In the Irish mind, and in the minds of everyone else who has seen or read one of the many films, plays and books about the Magdalene laundries, these were horrific institutions brimming with violence and overseen by sadistic, pervy nuns. Yet the McAleese Report found not a single incident of sexual abuse by a nun in a Magdalene laundry. Not one. Also, the vast majority of its interviewees said they were never physically punished in the laundries. As one woman said, "It has shocked me to read in papers that we were beat and our heads shaved and that we were badly treated by the nuns… I was not touched by any nun and I never saw anyone touched." The small number of cases of corporal punishment reported to McAleese consisted of the kind of thing that happened in many normal schools in the 1960s, 70s and 80s: being caned on the legs or rapped on the knuckles. The authors of the McAleese Report, having like the rest of us imbibed the popular image of the Magdalene laundries as nun-run concentration camps, seem to have been taken aback by "the number of women who spoke positively about the nuns".
And yet, despite the fact that the McAleese Report has utterly exploded the popular view of these laundries, some are wondering out loud if it was nonetheless legitimate and good to have produced so many embellished stories about evil nuns in recent years, as a way of highlighting the broader culture of abuse in the Catholic Church. As The Irish Times ponders: "Are factual inaccuracies in movies justified by role in highlighting issues?" The Times cites campaigners for justice who believe that "the role such [movies and books] played in highlighting the issue justified any artistic embellishment". A playwright told the paper that even if these portrayals of laundry life were exaggerated, they "served an important function at the time" – that is, to raise awareness about the problem of abuse in Catholic life more broadly.
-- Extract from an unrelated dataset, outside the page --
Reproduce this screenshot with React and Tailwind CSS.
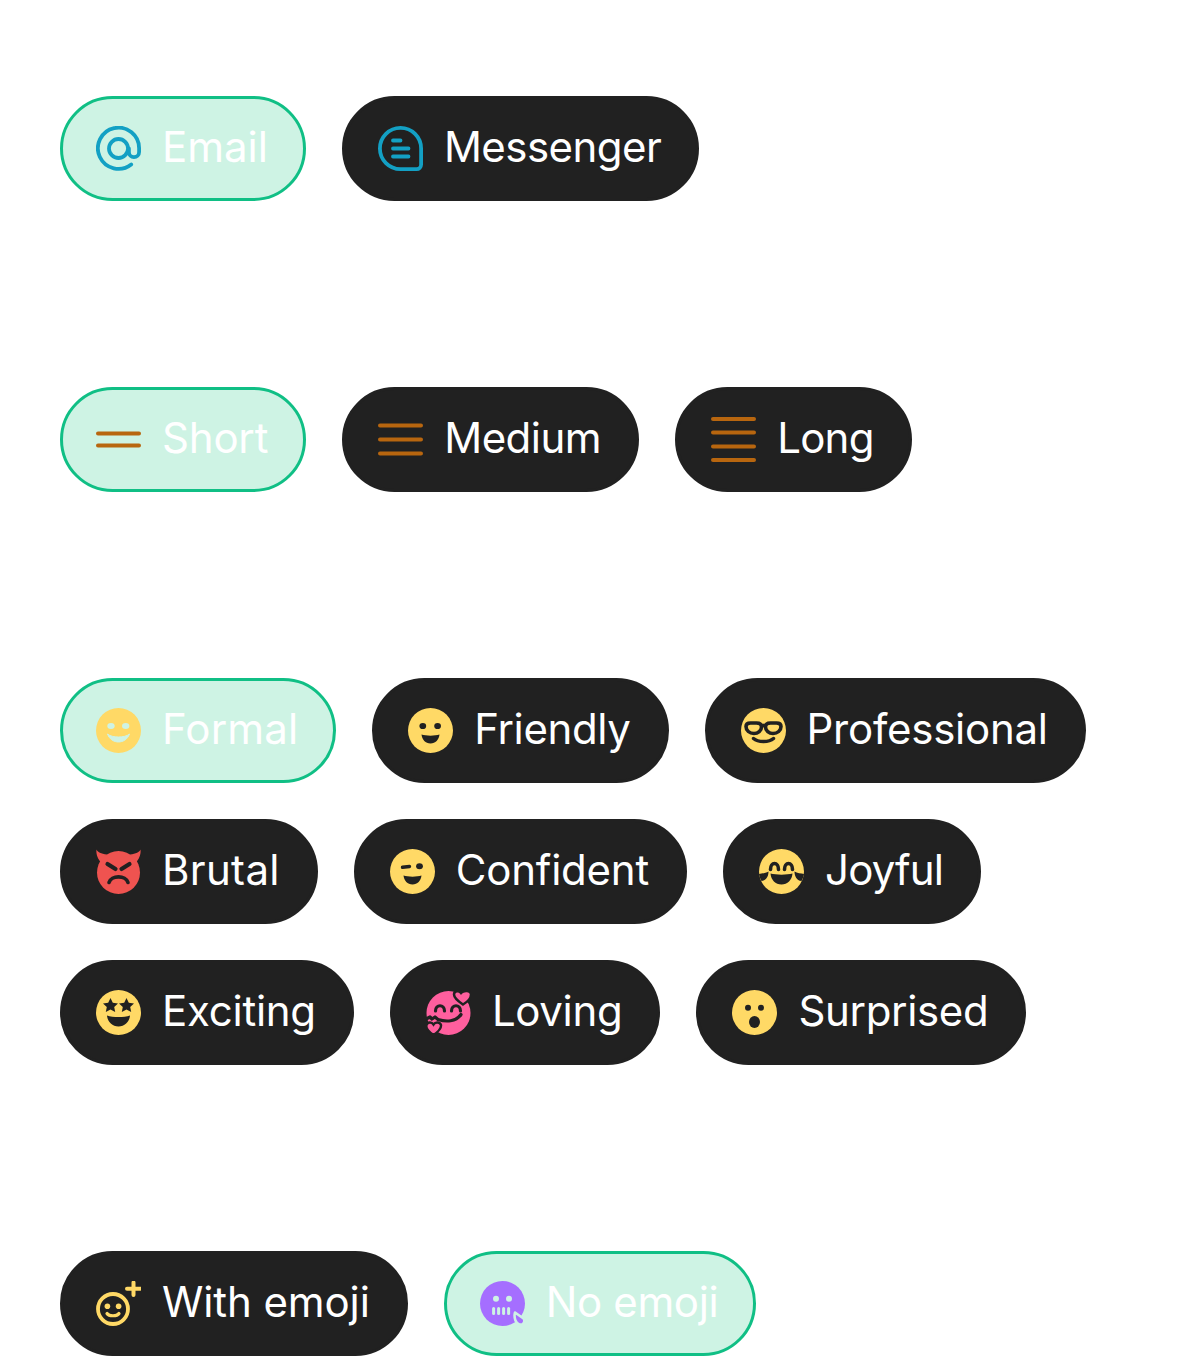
const Y = '#FFD966', D = '#212121', L = '#CEF3E4', B = '#13A0C4', O = '#B8660F';

function Svg({ children }) {
  return <svg width="45" height="45" viewBox="0 0 45 45" fill="none" className="shrink-0">{children}</svg>;
}

const Lines = ({ ys }) => (
  <Svg>
    {ys.map((y) => <path key={y} d={`M2 ${y}H43`} stroke={O} strokeWidth="4" strokeLinecap="round" />)}
  </Svg>
);

const icons = {
  email: () => (
    <Svg>
      <circle cx="22.5" cy="22.5" r="9.5" stroke={B} strokeWidth="3.8" />
      <path d="M35.2 38.5A20.6 20.6 0 1 1 43.1 22.5V26A5.1 5.1 0 0 1 32.9 26V22.5" stroke={B} strokeWidth="3.8" strokeLinecap="round" />
    </Svg>
  ),
  messenger: () => (
    <Svg>
      <path d="M22.5 1.9A20.6 20.6 0 0 1 43.1 22.5V38.6A4.5 4.5 0 0 1 38.6 43.1H22.5A20.6 20.6 0 0 1 22.5 1.9Z" stroke={B} strokeWidth="3.8" />
      <path d="M15 14.5H22.5M15 22.5H30.5M15 30.5H30.5" stroke={B} strokeWidth="3.8" strokeLinecap="round" />
    </Svg>
  ),
  short: () => <Lines ys={[16.5, 28.5]} />,
  medium: () => <Lines ys={[8.5, 22.5, 36.5]} />,
  long: () => <Lines ys={[2, 15.5, 29.5, 43]} />,
  formal: () => (
    <Svg>
      <circle cx="22.5" cy="22.5" r="22.5" fill={Y} />
      <ellipse cx="15" cy="18" rx="3.7" ry="3" fill={L} />
      <ellipse cx="29.7" cy="18" rx="3.7" ry="3" fill={L} />
      <path d="M11.5 26C16 30 29 30 33.5 26C31.5 31.5 27 34 22.5 34C18 34 13.5 31.5 11.5 26Z" fill={L} stroke={L} strokeWidth="1" strokeLinejoin="round" />
    </Svg>
  ),
  friendly: () => (
    <Svg>
      <circle cx="22.5" cy="22.5" r="22.5" fill={Y} />
      <ellipse cx="14.8" cy="18" rx="3.4" ry="3.1" fill={D} />
      <ellipse cx="29.6" cy="18" rx="3.4" ry="3.1" fill={D} />
      <path d="M13.5 26.5C18 28 27 28 31.5 26.5C31 31.5 27.5 35.5 22.5 35.5C17.5 35.5 14 31.5 13.5 26.5Z" fill={D} />
    </Svg>
  ),
  professional: () => (
    <Svg>
      <circle cx="22.5" cy="22.5" r="22.5" fill={Y} />
      <path d="M5 18.5C5 16 7 15 9.5 15H15.5C18.5 15 20.5 16.5 20.5 19C20.5 22.5 17 25.5 13 25.5C8.5 25.5 5 22.5 5 18.5Z" stroke={D} strokeWidth="3.6" />
      <path d="M40 18.5C40 16 38 15 35.5 15H29.5C26.5 15 24.5 16.5 24.5 19C24.5 22.5 28 25.5 32 25.5C36.5 25.5 40 22.5 40 18.5Z" stroke={D} strokeWidth="3.6" />
      <path d="M20 17.5H25" stroke={D} strokeWidth="3.6" />
      <path d="M12.5 30.5C17 34.5 28 34.5 32.5 30.5" stroke={D} strokeWidth="3.4" strokeLinecap="round" />
    </Svg>
  ),
  brutal: () => (
    <Svg>
      <path d="M0.5 0.5C1.5 3 5 5 11 5.5L4.5 13C1 8.5 0 4 0.5 0.5Z" fill="#EF5350" />
      <path d="M44.5 0.5C43.5 3 40 5 34 5.5L40.5 13C44 8.5 45 4 44.5 0.5Z" fill="#EF5350" />
      <circle cx="22.5" cy="23.5" r="21.5" fill="#EF5350" />
      <path d="M11.5 15L19.5 20M33.5 15L25.5 20" stroke={D} strokeWidth="4.2" strokeLinecap="round" />
      <path d="M13 33.5C15 26 30 26 32 33.5" stroke={D} strokeWidth="3.6" strokeLinecap="round" />
    </Svg>
  ),
  confident: () => (
    <Svg>
      <circle cx="22.5" cy="22.5" r="22.5" fill={Y} />
      <path d="M12.5 18.3L19.5 17.5" stroke={D} strokeWidth="3.4" strokeLinecap="round" />
      <ellipse cx="29.5" cy="17.3" rx="3.4" ry="3" fill={D} />
      <path d="M13.5 26.5C18 28 27 28 31.5 26.5C31 31.5 27.5 35.5 22.5 35.5C17.5 35.5 14 31.5 13.5 26.5Z" fill={D} />
    </Svg>
  ),
  joyful: () => (
    <Svg>
      <circle cx="22.5" cy="22.5" r="22.5" fill={Y} />
      <path d="M11.5 20.5C11.5 12.5 19.5 12.5 19.5 20.5M25.5 20.5C25.5 12.5 33.5 12.5 33.5 20.5" stroke={D} strokeWidth="3.6" strokeLinecap="round" />
      <path d="M11.5 24.5C17 26 28 26 33.5 24.5C33 31 28.5 35.5 22.5 35.5C16.5 35.5 12 31 11.5 24.5Z" fill={D} />
      <path d="M0 25C3 24.5 7 24 9.5 22.5C9.5 27 7.5 31.5 2.5 32C1 29 0.3 27 0 25Z" fill={D} />
      <path d="M45 25C42 24.5 38 24 35.5 22.5C35.5 27 37.5 31.5 42.5 32C44 29 44.7 27 45 25Z" fill={D} />
    </Svg>
  ),
  exciting: () => (
    <Svg>
      <circle cx="22.5" cy="22.5" r="22.5" fill={Y} />
      <path d="M14.5 8L16.8 12.8L22 13.5L18.2 17L19.2 22L14.5 19.5L9.8 22L10.8 17L7 13.5L12.2 12.8Z" fill={D} />
      <path d="M30.5 8L32.8 12.8L38 13.5L34.2 17L35.2 22L30.5 19.5L25.8 22L26.8 17L23 13.5L28.2 12.8Z" fill={D} />
      <path d="M11 25.5C17 27.5 28 27.5 34 25.5C33.5 32 28.5 36.5 22.5 36.5C16.5 36.5 11.5 32 11 25.5Z" fill={D} />
    </Svg>
  ),
  loving: () => (
    <Svg>
      <circle cx="22.5" cy="23" r="22" fill="#FF5F9E" />
      <path d="M37 14.5C31 10.5 28 7.5 28 4.5C28 1 32.5 0 35 3C37.5 0 45 0 45 4.5C45 8 42.5 11.5 37 14.5Z" fill="#FF5F9E" stroke={D} strokeWidth="2.5" />
      <path d="M7.5 45C2.5 41.5 -0.5 38.5 0.5 35C1.5 32 5.5 31.5 7.5 34.5C9.5 31.5 14 32 15 35C15.5 38.5 12.5 41.5 7.5 45Z" fill="#FF5F9E" stroke={D} strokeWidth="2.4" />
      <path d="M9.5 21C9.5 14 18.5 14 18.5 21M25.5 21C25.5 14 34.5 14 34.5 21" stroke={D} strokeWidth="3.2" strokeLinecap="round" />
      <path d="M1 28.5L4 27L6 29L9 27L12 29.5C20 32 30 32 35 24.5" stroke={D} strokeWidth="3.2" strokeLinecap="round" strokeLinejoin="round" />
    </Svg>
  ),
  surprised: () => (
    <Svg>
      <circle cx="22.5" cy="22.5" r="22.5" fill={Y} />
      <circle cx="16" cy="17.7" r="3" fill={D} />
      <circle cx="29" cy="17.7" r="3" fill={D} />
      <ellipse cx="22.5" cy="32" rx="5.5" ry="6" fill={D} />
    </Svg>
  ),
  withEmoji: () => (
    <Svg>
      <circle cx="17" cy="28" r="15" stroke={Y} strokeWidth="3.8" />
      <circle cx="11.4" cy="25.3" r="2.8" fill={Y} />
      <circle cx="22.6" cy="25.3" r="2.8" fill={Y} />
      <path d="M11 32.5C13 35.5 21 35.5 23 32.5" stroke={Y} strokeWidth="3.2" strokeLinecap="round" />
      <path d="M37.5 1.5V14M31 7.7H44" stroke={Y} strokeWidth="4" strokeLinecap="round" />
    </Svg>
  ),
  noEmoji: () => (
    <Svg>
      <circle cx="22.5" cy="22.5" r="22.5" fill="#A56EFF" />
      <circle cx="16" cy="17.7" r="3" fill={L} />
      <circle cx="29" cy="17.7" r="3" fill={L} />
      {[13.6, 18.6, 23.6, 28.6].map((x) => <rect key={x} x={x - 1.5} y="26" width="3" height="8" rx="1.5" fill={L} />)}
      <path d="M35 31.5L43.5 37.5C45.5 40 43.5 44.5 39.5 43.5C36 42.5 33.5 37 35 31.5Z" fill="#A56EFF" stroke={L} strokeWidth="2.6" strokeLinejoin="round" />
    </Svg>
  ),
};

function Pill({ icon, label, selected, tracking }) {
  const Icon = icons[icon];
  return (
    <div
      className={`flex items-center gap-[21px] rounded-full border-[3px] py-[24px] pl-[33px] pr-[35px] text-white ${
        selected ? 'border-[#10BF85] bg-[#CEF3E4]' : 'border-[#212121] bg-[#212121]'
      }`}
    >
      <Icon />
      <span className={`mb-[4px] whitespace-nowrap font-['Inter',sans-serif] text-[42px] leading-[47px] ${tracking}`}>{label}</span>
    </div>
  );
}

const groups = [
  [['email', 'Email', true, 'tracking-[0px]'], ['messenger', 'Messenger', false, 'tracking-[-0.55px]']],
  [['short', 'Short', true, 'tracking-[-0.2px]'], ['medium', 'Medium', false, 'tracking-[-0.5px]'], ['long', 'Long', false, 'tracking-[-0.75px]']],
  [
    ['formal', 'Formal', true, 'tracking-[0.16px]'], ['friendly', 'Friendly', false, 'tracking-[-0.37px]'], ['professional', 'Professional', false, 'tracking-[-0.25px]'],
    ['brutal', 'Brutal', false, 'tracking-[0.33px]'], ['confident', 'Confident', false, 'tracking-[-0.22px]'], ['joyful', 'Joyful', false, 'tracking-[-0.83px]'],
    ['exciting', 'Exciting', false, 'tracking-[-0.25px]'], ['loving', 'Loving', false, 'tracking-[-0.33px]'], ['surprised', 'Surprised', false, 'tracking-[-0.33px]'],
  ],
  [['withEmoji', 'With emoji', false, 'tracking-[-0.1px]'], ['noEmoji', 'No emoji', true, 'tracking-[-0.37px]']],
];

export default function App() {
  return (
    <div className="flex min-h-[1356px] flex-col gap-[186px] bg-white px-[60px] pt-[96px]">
      {groups.map((g, i) => (
        <div key={i} className="flex flex-wrap gap-[36px]">
          {g.map(([icon, label, selected, tracking]) => (
            <Pill key={label} icon={icon} label={label} selected={selected} tracking={tracking} />
          ))}
        </div>
      ))}
    </div>
  );
}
This sounds dangerously like a Noble Lie defence – the idea that it is okay to make things up, to spread fibs, if one is doing it in the service of some greater good. The idea of the "good lie", the lie which helps open people's eyes to the existence of wickedness, should be anathema to anyone who cares about getting history right and establishing the truth. Yet there seem to be many in Ireland who believe that telling "good lies" about the extent of abuse in Catholic institutions is an okay thing to do since it might prove cathartic for a nation allegedly in denial about its dark past...
And it goes on from there. Pair that with
this examination of the scapegoating of Catholic priests for a deeply interesting read. Excerpts:
...Priests may appear more likely to molest children because cases of abuse come to light in huge waves.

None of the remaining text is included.